In no way is that sentiment true.
Not only are the characters weighed down by hard luck and loss, and the narrative by its searing desire to say something profound, but the movie and Makoto Shinkai, himself, are caught underneath the pop culture behemoth that is Your Name. The latter film was always going to be referenced. Its artistic and storytelling brilliance and its widespread commercial success were too big to ignore. The hope was that Shinkai would tell the story he wanted to tell and sweep the audiences off their feet with his unrivaled animation quality and talent (the animators at ComixWave deserve a lot of credit here, certainly more than this parenthesis).
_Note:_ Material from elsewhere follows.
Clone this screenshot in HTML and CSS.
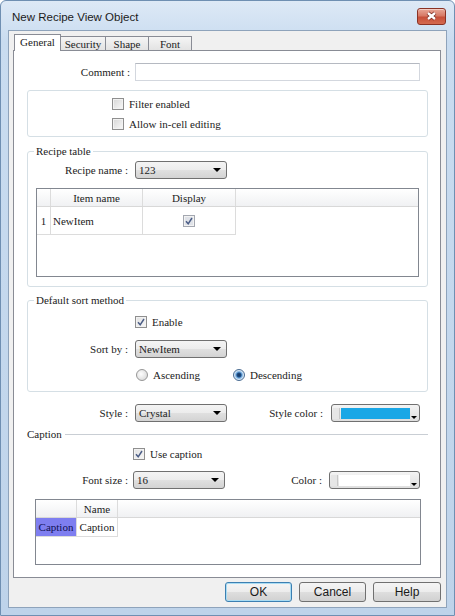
FILE: index.html
```html
<!DOCTYPE html>
<html lang="en">
<head>
    <meta charset="UTF-8">
    <title>New Recipe View Object</title>
    <link rel="stylesheet" href="styles.css">
</head>
<body>
<div class="window">
    <div class="titlebar">
        <span class="title">New Recipe View Object</span>
        <div class="close">
            <svg width="27" height="15" viewBox="0 0 27 15">
                <path d="M10 4 L17 10 M17 4 L10 10" stroke="#7a2a20" stroke-width="4" fill="none"/>
                <path d="M10 4 L17 10 M17 4 L10 10" stroke="#fff" stroke-width="2.4" fill="none"/>
            </svg>
        </div>
    </div>

    <div class="client">
        <div class="tabs">
            <div class="tab active">General</div>
            <div class="tab">Security</div>
            <div class="tab">Shape</div>
            <div class="tab">Font</div>
        </div>

        <div class="panel">
            <div class="row row_comment">
                <span class="lbl">Comment :</span>
                <div class="textbox"></div>
            </div>

            <div class="group">
                <div class="check_row"><span class="check"></span>Filter enabled</div>
                <div class="check_row"><span class="check"></span>Allow in-cell editing</div>
            </div>

            <!-- recipe table -->
            <fieldset class="fs fs_recipe">
                <legend>Recipe table</legend>
                <div class="row">
                    <span class="lbl">Recipe name :</span>
                    <div class="combo">123<span class="combo_arrow"></span></div>
                </div>
                <div class="grid grid_recipe">
                    <div class="grid_head">
                        <div class="gcell c_num"></div>
                        <div class="gcell c_item">Item name</div>
                        <div class="gcell c_disp">Display</div>
                        <div class="gcell c_fill"></div>
                    </div>
                    <div class="grid_row">
                        <div class="gcell c_num">1</div>
                        <div class="gcell c_item left">NewItem</div>
                        <div class="gcell c_disp">
                            <span class="check on dim">
                                <svg width="10" height="10" viewBox="0 0 10 10"><path d="M2 5.2 L4.2 7.8 L8 2" stroke="#4b5d86" stroke-width="1.5" fill="none"/></svg>
                            </span>
                        </div>
                    </div>
                </div>
            </fieldset>

            <!-- sort -->
            <fieldset class="fs fs_sort">
                <legend>Default sort method</legend>
                <div class="check_row enable_row">
                    <span class="check on">
                        <svg width="10" height="10" viewBox="0 0 10 10"><path d="M2 5.2 L4.2 7.8 L8 2" stroke="#4b5d86" stroke-width="1.5" fill="none"/></svg>
                    </span>Enable
                </div>
                <div class="row sort_row">
                    <span class="lbl">Sort by :</span>
                    <div class="combo">NewItem<span class="combo_arrow"></span></div>
                </div>
                <div class="radio_row">
                    <div class="radio_item first"><span class="radio"></span>Ascending</div>
                    <div class="radio_item"><span class="radio on"></span>Descending</div>
                </div>
            </fieldset>

            <div class="row style_row">
                <span class="lbl">Style :</span>
                <div class="combo">Crystal<span class="combo_arrow"></span></div>
                <span class="lbl2">Style color :</span>
                <div class="colorbox">
                    <span class="cb_strip"></span>
                    <span class="cb_fill blue"></span>
                    <span class="cb_arrow"><span class="tri"></span></span>
                </div>
            </div>

            <div class="caption_sep">
                <span>Caption</span>
                <div class="sep_line"></div>
            </div>

            <div class="check_row use_caption">
                <span class="check on">
                    <svg width="10" height="10" viewBox="0 0 10 10"><path d="M2 5.2 L4.2 7.8 L8 2" stroke="#4b5d86" stroke-width="1.5" fill="none"/></svg>
                </span>Use caption
            </div>

            <div class="row font_row">
                <span class="lbl">Font size :</span>
                <div class="combo">16<span class="combo_arrow"></span></div>
                <span class="lbl2">Color :</span>
                <div class="colorbox">
                    <span class="cb_strip"></span>
                    <span class="cb_fill"></span>
                    <span class="cb_arrow"><span class="tri"></span></span>
                </div>
            </div>

            <div class="grid grid_caption">
                <div class="grid_head">
                    <div class="gcell c_rh"></div>
                    <div class="gcell c_name">Name</div>
                    <div class="gcell c_fill"></div>
                </div>
                <div class="grid_row row_small">
                    <div class="gcell c_rh selected">Caption</div>
                    <div class="gcell c_name">Caption</div>
                </div>
            </div>
        </div>

        <div class="buttons">
            <div class="btn default">OK</div>
            <div class="btn">Cancel</div>
            <div class="btn help">Help</div>
        </div>
    </div>
</div>
</body>
</html>
```

FILE: styles.css
```css
body{
    margin:0;
    background:#fff;
}
.window{
    width:455px;
    height:616px;
    box-sizing:border-box;
    border:1px solid #6f8fb2;
    border-radius:6px 6px 0 0;
    background:linear-gradient(to bottom, #dde9f6 0, #c9dcf0 40px, #bed3ea 100%);
    padding:0 7px 7px 7px;
    display:flex;
    flex-direction:column;
}
.titlebar{
    height:29px;
    display:flex;
    align-items:flex-start;
    flex:none;
}
.title{
    font:11.5px "Liberation Sans", Arial, sans-serif;
    line-height:15px;
    color:#1b1b1b;
    padding:9px 0 0 4px;
}
.close{
    margin:7px 1px 0 auto;
    width:29px;
    height:17px;
    box-sizing:border-box;
    border:1px solid #8a3225;
    border-radius:3px;
    background:linear-gradient(to bottom, #e9a898 0%, #d77a66 45%, #c7503a 55%, #d46a50 100%);
    box-shadow:inset 0 1px 0 rgba(255,255,255,.45);
}
.close svg{
    display:block;
}

.client{
    flex:1;
    border:1px solid #8ea3bb;
    background:#f0f0f0;
    padding:3px 5px 5px 4px;
    display:flex;
    flex-direction:column;
    font:11px "Liberation Serif", "Times New Roman", serif;
    color:#222;
}

/* tabs */
.tabs{
    display:flex;
    align-items:flex-start;
    height:17px;
    margin-bottom:-1px;
    padding-left:1px;
    flex:none;
}
.tab{
    box-sizing:border-box;
    border:1px solid #898c95;
    display:flex;
    align-items:center;
    justify-content:center;
}
.tab.active{
    position:relative;
    z-index:1;
    width:47px;
    height:17px;
    border-bottom:none;
    background:#fff;
    padding-bottom:2px;
}
.tab:not(.active){
    margin-top:2px;
    margin-left:-1px;
    height:15px;
    background:linear-gradient(to bottom, #f5f5f5, #e3e3e3);
}
.tab:nth-child(2){ width:46px; }
.tab:nth-child(3){ width:44px; }
.tab:nth-child(4){ width:44px; }

.panel{
    flex:1;
    border:1px solid #898c95;
    background:#fff;
    display:flex;
    flex-direction:column;
}

/* rows */
.row{
    display:flex;
    align-items:center;
    height:18px;
    flex:none;
}
.lbl{
    text-align:right;
    flex:none;
    white-space:nowrap;
}
.lbl2{
    text-align:right;
    flex:none;
    white-space:nowrap;
}
.row_comment{
    margin-top:12px;
}
.row_comment .lbl{
    width:116px;
    margin-right:5px;
}
.textbox{
    width:285px;
    height:18px;
    box-sizing:border-box;
    border:1px solid #d3d7de;
    border-top-color:#b5b9c1;
    background:#fff;
}

.group{
    margin:9px 12px 0 13px;
    border:1px solid #d5dfe5;
    border-radius:3px;
    padding:3px 0 2px 84px;
}
.check_row{
    display:flex;
    align-items:center;
    height:20px;
    white-space:nowrap;
}
.check{
    width:12px;
    height:12px;
    box-sizing:border-box;
    border:1px solid #8f8f8f;
    background:linear-gradient(135deg, #d6d6d6, #f9f9f9);
    box-shadow:inset 0 0 0 1px #f2f2f2;
    display:inline-flex;
    align-items:center;
    justify-content:center;
    flex:none;
    margin-right:5px;
}
.check.on{
    background:linear-gradient(135deg, #e1e1e1, #f7f7f7);
}
.check.dim{
    margin-right:0;
    background:#dfe2e8;
    border-color:#a3a7b0;
}
.check svg{
    display:block;
}

.fs{
    margin:7px 12px 0 13px;
    padding:0 0 9px 0;
    border:1px solid #d5dfe5;
    border-radius:3px;
    min-width:0;
}
.fs legend{
    padding:0 2px;
    margin-left:6px;
    line-height:14px;
}
.fs .row{
    margin-top:3px;
}
.fs .lbl{
    width:100px;
    margin-right:7px;
}

.combo{
    width:92px;
    height:18px;
    box-sizing:border-box;
    display:flex;
    align-items:center;
    border:1px solid #707070;
    border-radius:3px;
    background:linear-gradient(to bottom, #f4f4f4 0%, #ececec 50%, #e0e0e0 50%, #d3d3d3 100%);
    padding:0 5px 0 3px;
    flex:none;
}
.combo_arrow{
    margin-left:auto;
    width:0;
    height:0;
    border-left:4px solid transparent;
    border-right:4px solid transparent;
    border-top:4px solid #000;
}

/* grids */
.grid{
    box-sizing:border-box;
    border:1px solid #828790;
    background:#fff;
    flex:none;
}
.grid_recipe{
    margin:9px 8px 0 8px;
    height:89px;
}
.grid_head{
    display:flex;
    height:18px;
    box-sizing:border-box;
    border-bottom:1px solid #d8d8d8;
    background:linear-gradient(to bottom, #ffffff, #f0f1f3);
}
.grid_row{
    display:flex;
    height:28px;
}
.grid_row .gcell{
    border-bottom:1px solid #dcdcdc;
}
.gcell{
    box-sizing:border-box;
    border-right:1px solid #dcdcdc;
    display:flex;
    align-items:center;
    justify-content:center;
    white-space:nowrap;
}
.gcell.left{
    justify-content:flex-start;
    padding-left:2px;
}
.c_num{ width:14px; }
.c_item{ width:92px; }
.c_disp{ width:93px; }
.c_fill{
    flex:1;
    border-right:none;
}
.c_rh{ width:41px; }
.c_name{ width:41px; }
.row_small{
    height:19px;
}
.gcell.selected{
    background:#7e7ef0;
    color:#101050;
}

.fs_sort{
    margin-top:6px;
    padding-bottom:6px;
}
.enable_row{
    margin-top:5px;
    padding-left:107px;
}
.fs .sort_row{
    margin-top:8px;
}
.radio_row{
    display:flex;
    align-items:center;
    height:20px;
    margin-top:7px;
    padding-left:108px;
}
.radio_item{
    display:flex;
    align-items:center;
}
.radio_item.first{
    width:97px;
}
.radio{
    width:12px;
    height:12px;
    box-sizing:border-box;
    border-radius:50%;
    border:1px solid #969696;
    background:radial-gradient(circle at 40% 40%, #fdfdfd, #d2d2d2);
    margin-right:5px;
    flex:none;
}
.radio.on{
    border-color:#4a6c92;
    background:radial-gradient(circle, #12335f 0, #1f4f86 2px, #6aa5dc 3px, #d7e8f7 4.5px);
}

.style_row{
    margin-top:12px;
}
.style_row .lbl{
    width:114px;
    margin-right:7px;
}
.style_row .lbl2{
    width:96px;
    margin-right:8px;
}
.colorbox{
    width:89px;
    height:18px;
    box-sizing:border-box;
    display:flex;
    border:1px solid #707070;
    border-radius:3px;
    background:linear-gradient(to bottom, #f4f4f4, #dedede);
    padding:3px 1px 2px 1px;
    flex:none;
}
.cb_strip{
    width:6px;
    margin-right:1px;
    background:#e6e6e6;
    border-right:1px solid #c8c8c8;
}
.cb_fill{
    flex:1;
    background:#fff;
}
.cb_fill.blue{
    background:#1aa7e6;
}
.cb_arrow{
    width:8px;
    display:flex;
    align-items:flex-end;
    justify-content:center;
}
.tri{
    width:0;
    height:0;
    border-left:3px solid transparent;
    border-right:3px solid transparent;
    border-top:3px solid #000;
}

.caption_sep{
    display:flex;
    align-items:center;
    height:14px;
    margin:5px 12px 0 13px;
    flex:none;
}
.sep_line{
    flex:1;
    margin-left:3px;
    border-top:1px solid #c9ced4;
}
.use_caption{
    margin-top:3px;
    padding-left:119px;
    flex:none;
}
.font_row{
    margin-top:7px;
}
.font_row .lbl{
    width:114px;
    margin-right:5px;
}
.font_row .lbl2{
    width:97px;
    margin-right:7px;
}
.font_row .colorbox{
    width:91px;
}
.grid_caption{
    margin:10px 0 0 21px;
    width:386px;
    height:66px;
}

/* buttons */
.buttons{
    display:flex;
    justify-content:flex-end;
    gap:7px;
    margin-top:4px;
    flex:none;
}
.btn{
    width:67px;
    height:20px;
    box-sizing:border-box;
    border:1px solid #707070;
    border-radius:3px;
    background:linear-gradient(to bottom, #f4f4f4 0%, #ececec 50%, #dedede 50%, #d1d1d1 100%);
    display:flex;
    align-items:center;
    justify-content:center;
    font:12px "Liberation Sans", Arial, sans-serif;
    color:#1a1a1a;
}
.btn.help{
    width:68px;
}
.btn.default{
    border-color:#3c7fb1;
    box-shadow:inset 0 0 0 1px #a9dcf3;
}
```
That, unfortunately, did not happen. The film cannot be separated from Your Name in terms of its structure and Shinkai's conspicuous attempts to make the film breezier by trying to create a roguish set of main characters who try to work outside the system. He is not a natural crowd-pleaser and it shows.
What I cannot and will not criticize, however, are the film's artistic qualities. Tokyo feels so pulsatingly alive, captured in a way even a live-action movie could not equal. Shinkai and his animators continue to up the ante on the rest of the industry. The attention to detail is breathtaking, leaving us with a visual masterpiece. The fireworks scene...just wow.
Ah, if only the story was even a few notches below this, we're talking about another all-time classic, but it wasn't. The story and the characters left much to be desired. The former, in many ways, is a slight adjustment to the ingredients that made Your Name so successful: boy meets girl with younger outspoken sibling, rural vs. urban, a supernatural connection, romance, death, reversal, and, yes, boob jokes. Structurally, the plot is a little more streamlined, but the framework is essentially the same.
The boob jokes may have worked in Your Name because they weren't a crass way to appeal to adolescent sexuality. Here, they fall in line with one of anime's worst instincts, the cynical belief that teenage boys are the primary audience and will only watch if the female characters are objectified. This is where Miyazaki, Takahata, and Studio Ghibli in general, along with Mamoru Hosoda, differ from the crowd. You'd think Shinkai would know better.
Puzzling me the most is the rationale behind the characters. I don't understand why they have to be the people they are, especially the main character, Hodaka. His status as a runaway who fled his more parochial hometown because it was "suffocating" does nothing for the story.
What we are left with is a true technical and artistic marvel matched with a mediocre story. Sadness.